The trigger for even considering the convention clearly
is the state’s financial picture. But the proposed convention is
all but certain to draw legal challenges, and already
concerns are emerging.
“There is a serious question about what kind of people
you would end up with as delegates,” said Tony Quinn, a political historian and co-author of the Target Book. “The 13 colonies assigned the best and the brightest to the
constitutional convention in Philadelphia, which is
how we wound up with people like Jefferson and Madison,
instead of 300 people picked out of the Virginia telephone book.”
But the larger legal issue is the constitutional revision
vs. constitutional amendment. A revision is a major
restructuring of the constitution. An amendment changes
a piece of the constitution.
“That’s the key question,” said Quinn, who also serves as a consultant for another
political reform group, California Forward, which is
financed by nonprofit foundations.
“A constitutional convention is clearly going to revise
the constitution, but voters only have the power to
amend the constitution.”
But the Council said its proposals pass constitutional
muster, and that whatever opposition arises likely
is to come from entrenched powers in Sacramento who
have the most to lose if the existing system changes.
“We’re getting support from all sides, from taxpayer groups,
from the Orange County Lincoln Club, from the Courage
Campaign, from the governor, local governments are
saying positive things,” Grubb said.
“There are three stages to this.
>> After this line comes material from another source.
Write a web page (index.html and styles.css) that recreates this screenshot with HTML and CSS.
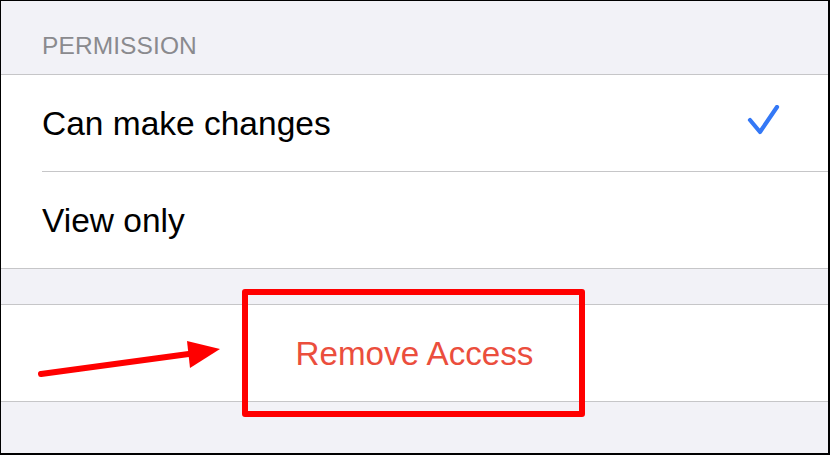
FILE: index.html
```html
<!DOCTYPE html>
<html>
<head>
<meta charset="utf-8">
<link rel="stylesheet" href="styles.css">
</head>
<body>
<div class="frame">
  <div class="section-header">PERMISSION</div>
  <div class="group">
    <div class="row">
      <div class="row-inner sep">
        <span class="label">Can make changes</span>
        <svg class="check" width="34" height="32" viewBox="0 0 34 32">
          <path d="M4 15 L14 27 L31 2" fill="none" stroke="#3478f6" stroke-width="4.2" stroke-linecap="round" stroke-linejoin="round"/>
        </svg>
      </div>
    </div>
    <div class="row">
      <div class="row-inner">
        <span class="label">View only</span>
      </div>
    </div>
  </div>
  <div class="spacer"></div>
  <div class="group">
    <div class="row action">
      <span class="danger">Remove Access</span>
    </div>
  </div>
  <div class="highlight-box"></div>
  <svg class="arrow" width="830" height="455" viewBox="0 0 830 455">
    <line x1="41" y1="374" x2="196" y2="353" stroke="#ff0000" stroke-width="6" stroke-linecap="round"/>
    <polygon points="187,341 220,349 190,368" fill="#ff0000"/>
  </svg>
</div>
</body>
</html>
```
FILE: styles.css
```css
html, body {
  margin: 0;
  padding: 0;
}
body {
  font-family: "Liberation Sans", Arial, sans-serif;
}
.frame {
  position: relative;
  width: 830px;
  height: 455px;
  box-sizing: border-box;
  border-top: 1px solid #000;
  border-left: 1px solid #000;
  border-right: 2px solid #000;
  border-bottom: 2px solid #000;
  background: #f2f2f7;
  overflow: hidden;
}
.section-header {
  height: 73px;
  box-sizing: border-box;
  padding: 33px 0 0 41px;
  font-size: 24.5px;
  line-height: 24px;
  color: #8a8a8e;
  letter-spacing: 0.1px;
}
.group {
  background: #fff;
  border-top: 1px solid #c6c6c8;
  border-bottom: 1px solid #c6c6c8;
}
.row {
  padding-left: 41px;
}
.row-inner {
  height: 96px;
  display: flex;
  align-items: center;
  justify-content: space-between;
  padding-right: 48px;
}
.row-inner.sep {
  border-bottom: 1px solid #c6c6c8;
}
.label {
  font-size: 33.5px;
  color: #000;
  padding-top: 2px;
}
.check {
  display: block;
  margin-top: -4px;
}
.spacer {
  height: 35px;
}
.row.action {
  padding-left: 0;
  height: 96px;
  display: flex;
  align-items: center;
  justify-content: center;
}
.danger {
  font-size: 33.2px;
  color: #eb4e3d;
  padding-top: 2px;
}
.highlight-box {
  position: absolute;
  left: 241px;
  top: 288px;
  width: 343px;
  height: 128px;
  box-sizing: border-box;
  border: 6px solid #ff0000;
  border-radius: 3px;
}
.arrow {
  position: absolute;
  left: -1px;
  top: -1px;
}
```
The first is, people
say, ‘You’re crazy, go away.’ The second is, ‘Hey this is pretty interesting, tell me more.’ And the third is, ‘Where do I sign up?’”
But the uncertainty remains, in spades.
“This is uncharted territory, this is incredibly complex
and incredibly important. In seriously considering
a constitutional convention, everybody has to realize
that they are taking a Scrabble board and upending
it. They are throwing all the tiles on the floor,” Sragow said.